Quant aux objets qui sont susceptibles d'être détachés du fonds à l'exploitation duquel ils servent, il est clair que, ces objets ne devant pas être compris dans l'expropriation ni leur valeur considérée comme formant un élément de l'indemnité, le jury peut, tout en fixant en argent le dédommagement qu'il croit être dû au propriétaire, lui laisser la faculté de les enlever sans qu'il en résulte la moindre atteinte à la règle qui veut que l'indemnité soit certaine et définitive. 448.

Pour être préalable, conformément à l'art. 545 du Code Napoléon, l'indemnité doit être d'une somme en capital, elle ne peut donc être convertie en redevances annuelles et temporaires. (Voy. Cass. 19 décembre 1838, Préfet de Seine-et-Oise.) 449. En aucun cas, la somme allouée ne peut être inférieure aux offres de l'administration, ni supérieure à la demande de la partie intéressée. (Voy. art. 39, § 5.)

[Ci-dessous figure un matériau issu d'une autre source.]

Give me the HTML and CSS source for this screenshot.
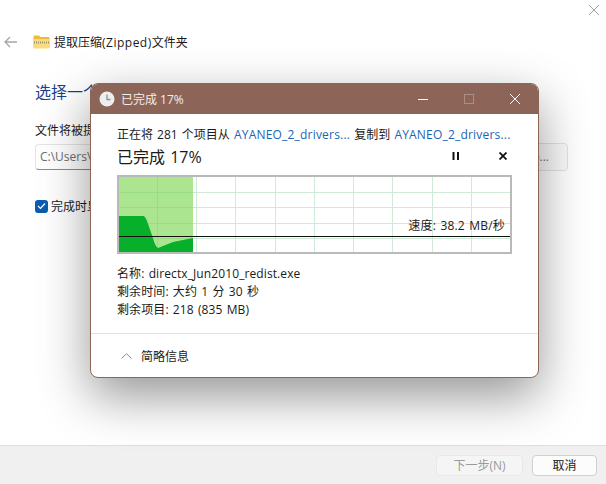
FILE: index.html
```html
<!DOCTYPE html>
<html lang="zh-CN">
<head>
    <meta charset="UTF-8">
    <meta name="viewport" content="width=device-width, initial-scale=1.0">
    <title>提取压缩(Zipped)文件夹</title>
    <link rel="stylesheet" href="styles.css">
</head>
<body>
    <div class="wizard">
        <div class="wizard-close">
            <svg width="10" height="10" viewBox="0 0 10 10"><path d="M0 0L10 10M10 0L0 10" stroke="#8c8c8c" stroke-width="0.8" fill="none"/></svg>
        </div>
        <div class="wizard-head">
            <svg class="back-arrow" width="14" height="12" viewBox="0 0 14 12"><path d="M13 6H1M6 1L1 6L6 11" stroke="#a6a6a6" stroke-width="1.3" fill="none"/></svg>
            <svg class="zip-icon" width="17" height="15" viewBox="0 0 17 15">
                <path d="M0.5 2.5a1 1 0 0 1 1-1h4.5l1.5 1.5h8a1 1 0 0 1 1 1v9a1 1 0 0 1-1 1h-14a1 1 0 0 1-1-1z" fill="#f0b93a"/>
                <rect x="0.5" y="5" width="16" height="9.5" rx="1" fill="#fbdc7c"/>
                <path d="M1 8.5h15" stroke="#9a9276" stroke-width="2" stroke-dasharray="1 1"/>
            </svg>
            <span>提取压缩<span class="wide">(Zipped)</span>文件夹</span>
        </div>
        <div class="wizard-body">
            <h1>选择一个目标并提取文件</h1>
            <p class="field-label">文件将被提取到这个文件夹:</p>
            <div class="path-row">
                <div class="path-input">C:\Users\</div>
                <div class="browse-btn">浏览(R)...</div>
            </div>
            <div class="check-row">
                <span class="check-box">
                    <svg width="9" height="8" viewBox="0 0 9 8"><path d="M1 4L3.5 6.5L8 1.5" stroke="#fff" stroke-width="1.2" fill="none"/></svg>
                </span>
                <span>完成时显示提取的文件</span>
            </div>
        </div>
        <div class="wizard-foot">
            <div class="foot-btn next-btn">下一步(N)</div>
            <div class="foot-btn cancel-btn">取消</div>
        </div>
    </div>

    <!-- 复制进度对话框 -->
    <div class="dialog">
        <div class="dialog-title">
            <svg class="clock" width="16" height="16" viewBox="0 0 16 16">
                <circle cx="8" cy="8" r="7.5" fill="#eeeeee"/>
                <path d="M8 3.5V8.5H11.5" stroke="#8f8f8f" stroke-width="1.3" fill="none"/>
            </svg>
            <span class="title-text">已完成 17%</span>
            <div class="win-controls">
                <svg width="10" height="10" viewBox="0 0 10 10"><path d="M0 5.5H10" stroke="#fff" stroke-width="1" fill="none"/></svg>
                <svg width="10" height="10" viewBox="0 0 10 10"><rect x="0.5" y="0.5" width="9" height="9" stroke="#a98f85" fill="none"/></svg>
                <svg width="10" height="10" viewBox="0 0 10 10"><path d="M0 0L10 10M10 0L0 10" stroke="#fff" stroke-width="1" fill="none"/></svg>
            </div>
        </div>
        <div class="dialog-main">
            <p class="copy-line">正在将 281 个项目从 <span class="link">AYANEO_2_drivers...</span> 复制到 <span class="link">AYANEO_2_drivers...</span></p>
            <div class="progress-head">
                <span class="progress-title">已完成 17%</span>
                <div class="progress-actions">
                    <svg width="8" height="8" viewBox="0 0 8 8"><path d="M1.5 0V8M6 0V8" stroke="#111" stroke-width="2" fill="none"/></svg>
                    <svg width="8" height="8" viewBox="0 0 8 8"><path d="M0.5 0.5L7.5 7.5M7.5 0.5L0.5 7.5" stroke="#111" stroke-width="1.8" fill="none"/></svg>
                </div>
            </div>
            <div class="graph">
                <svg width="391" height="75" viewBox="0 0 391 75">
                    <rect x="0" y="0" width="74" height="75" fill="#abe58f"/>
                    <path d="M77.500 0V75M116.500 0V75M156.500 0V75M195.500 0V75M234.500 0V75M273.500 0V75M313.500 0V75M352.500 0V75M74 15.500H391M74 30.500H391M74 46.500H391M74 61.500H391" stroke="#cfebd7" stroke-width="1" fill="none"/>
                    <path d="M38.500 0V75M0 15.500H74M0 30.500H74M0 46.500H74M0 61.500H74" stroke="#9bdd84" stroke-width="1" fill="none"/>
                    <path d="M0 39H24Q26 39 28 44L34 61Q36 69 39 71L54 65L74 61V75H0Z" fill="#07af2a"/>
                    <path d="M0 59.500H391" stroke="#111" stroke-width="1" fill="none"/>
                </svg>
                <span class="speed">速度: 38.2 MB/秒</span>
            </div>
            <div class="info">
                <p>名称: directx_Jun2010_redist.exe</p>
                <p>剩余时间: 大约 1 分 30 秒</p>
                <p>剩余项目: 218 (835 MB)</p>
            </div>
        </div>
        <div class="dialog-foot">
            <svg width="11" height="6" viewBox="0 0 11 6"><path d="M0.500 5.500L5.500 0.700L10.500 5.500" stroke="#8a8a8a" stroke-width="1" fill="none"/></svg>
            <span>简略信息</span>
        </div>
    </div>
</body>
</html>
```

FILE: styles.css
```css
* {
    box-sizing: border-box;
}

html, body {
    margin: 0;
    padding: 0;
}

body {
    position: relative;
    width: 606px;
    height: 484px;
    overflow: hidden;
    background-color: #fff;
    font-family: "Open Sans", "Noto Sans CJK SC", sans-serif;
    font-size: 12px;
    color: #1a1a1a;
}

p {
    margin: 0;
}

.wide {
    letter-spacing: 0.5px;
}

.wizard {
    display: flex;
    flex-direction: column;
    height: 484px;
}

.wizard-close {
    display: flex;
    justify-content: flex-end;
    height: 33px;
    padding: 5px 7px 0 0;
}

.wizard-head {
    display: flex;
    align-items: center;
    height: 17px;
    padding-left: 4px;
}

.back-arrow {
    margin-right: 15px;
}

.zip-icon {
    margin-right: 4px;
}

.wizard-body {
    flex: 1;
    padding: 0 38px 0 35px;
}

.wizard-body h1 {
    margin: 30px 0 0;
    font-size: 16px;
    font-weight: 400;
    line-height: 24px;
    color: #1a3f8f;
}

.field-label {
    margin-top: 18px;
    line-height: 18px;
}

.path-row {
    display: flex;
    gap: 10px;
    align-items: center;
    margin-top: 3px;
}

.path-input {
    flex: 1;
    height: 26px;
    padding: 3px 4px;
    border: 1px solid #e5e5e5;
    border-bottom-color: #8c8c8c;
    border-radius: 4px;
    color: #6e6e6e;
}

.browse-btn {
    width: 98px;
    height: 28px;
    line-height: 26px;
    text-align: right;
    padding-right: 18px;
    border: 1px solid #e3e3e3;
    border-radius: 4px;
    background-color: #fbfbfb;
    color: #777;
}

.check-row {
    display: flex;
    align-items: center;
    gap: 3px;
    margin-top: 26px;
}

.check-box {
    display: flex;
    align-items: center;
    justify-content: center;
    width: 13px;
    height: 13px;
    border-radius: 3px;
    background-color: #0a5cb0;
}

.wizard-foot {
    display: flex;
    justify-content: flex-end;
    align-items: center;
    gap: 9px;
    height: 39px;
    padding-right: 9px;
    background-color: #f0f0f0;
    border-top: 1px solid #dfdfdf;
}

.foot-btn {
    height: 21px;
    line-height: 19px;
    text-align: center;
    border-radius: 4px;
    border: 1px solid #d0d0d0;
}

.next-btn {
    width: 87px;
    color: #9a9a9a;
    background-color: #f5f5f5;
    border-color: #e8e8e8;
}

.cancel-btn {
    width: 65px;
    background-color: #fcfcfc;
}

.dialog {
    position: absolute;
    left: 90px;
    top: 83px;
    width: 449px;
    height: 295px;
    display: flex;
    flex-direction: column;
    background-color: #fff;
    border: 1px solid #8c6558;
    border-radius: 8px;
    box-shadow: 0 18px 50px rgba(0, 0, 0, 0.42);
    overflow: hidden;
}

.dialog-title {
    display: flex;
    align-items: center;
    height: 30px;
    padding-left: 8px;
    background-color: #8c6558;
    color: #f3eeec;
}

.clock {
    margin-right: 6px;
}

.title-text {
    flex: 1;
}

.win-controls {
    display: flex;
    gap: 36px;
    padding-right: 18px;
}

.dialog-main {
    flex: 1;
    padding: 12px 26px 0;
}

.copy-line {
    line-height: 18px;
    white-space: nowrap;
    word-spacing: 1px;
}

.link {
    color: #1a66b3;
    letter-spacing: 0.2px;
}

.progress-head {
    display: flex;
    align-items: center;
    justify-content: space-between;
    height: 24px;
    word-spacing: 1px;
}

.progress-title {
    font-size: 16px;
}

.progress-actions {
    display: flex;
    gap: 39px;
    padding-right: 5px;
}

.graph {
    position: relative;
    width: 395px;
    height: 79px;
    margin-top: 7px;
    border: 2px solid #b9b9b9;
}

.graph svg {
    display: block;
}

.speed {
    position: absolute;
    right: 5px;
    top: 40px;
    line-height: 18px;
    word-spacing: 1px;
    letter-spacing: 0.2px;
}

.info {
    margin-top: 11px;
    line-height: 18px;
    word-spacing: 1px;
    letter-spacing: 0.1px;
}

.dialog-foot {
    display: flex;
    align-items: center;
    gap: 9px;
    height: 44px;
    padding-left: 30px;
    border-top: 1px solid #e2e2e2;
}
```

Cette disposition n'existait pas dans la loi de 1833; elle a été rendue nécessaire par les décisions de quelques jurys et, notamment, de celui de Schlestadt qui avait alloué aux expropriés plus qu'ils ne demandaient. (Voy. Cass. 22 juin 1840, Koechlin.)

« Le principe non ultra petita, a dit M. Dufaure, dans son rapport, est un principe de droit commun, dont le jury, pas plus que toute autre juridiction, ne semblait pouvoir s'affranchir. Le contraire est cependant arrivé; de déplorables abus qui auraient

compromis l'institution du jury, si elle avait pu être compromise, ont été signalés à l'attention publique ; ils ont forcé d'écrire le principe dans l'art. 39..... La disposition dont il s'agit n'est pas, comme on a essayé de le prouver, une alteinle au pouvoir du jury. Les offres de l'administration, comme la demande du propriétaire, sont le commencement d'un contrat auquel il ne manque plus que l'adhésion de l'un des deux contractants, et que le jury vient sanctionner (1).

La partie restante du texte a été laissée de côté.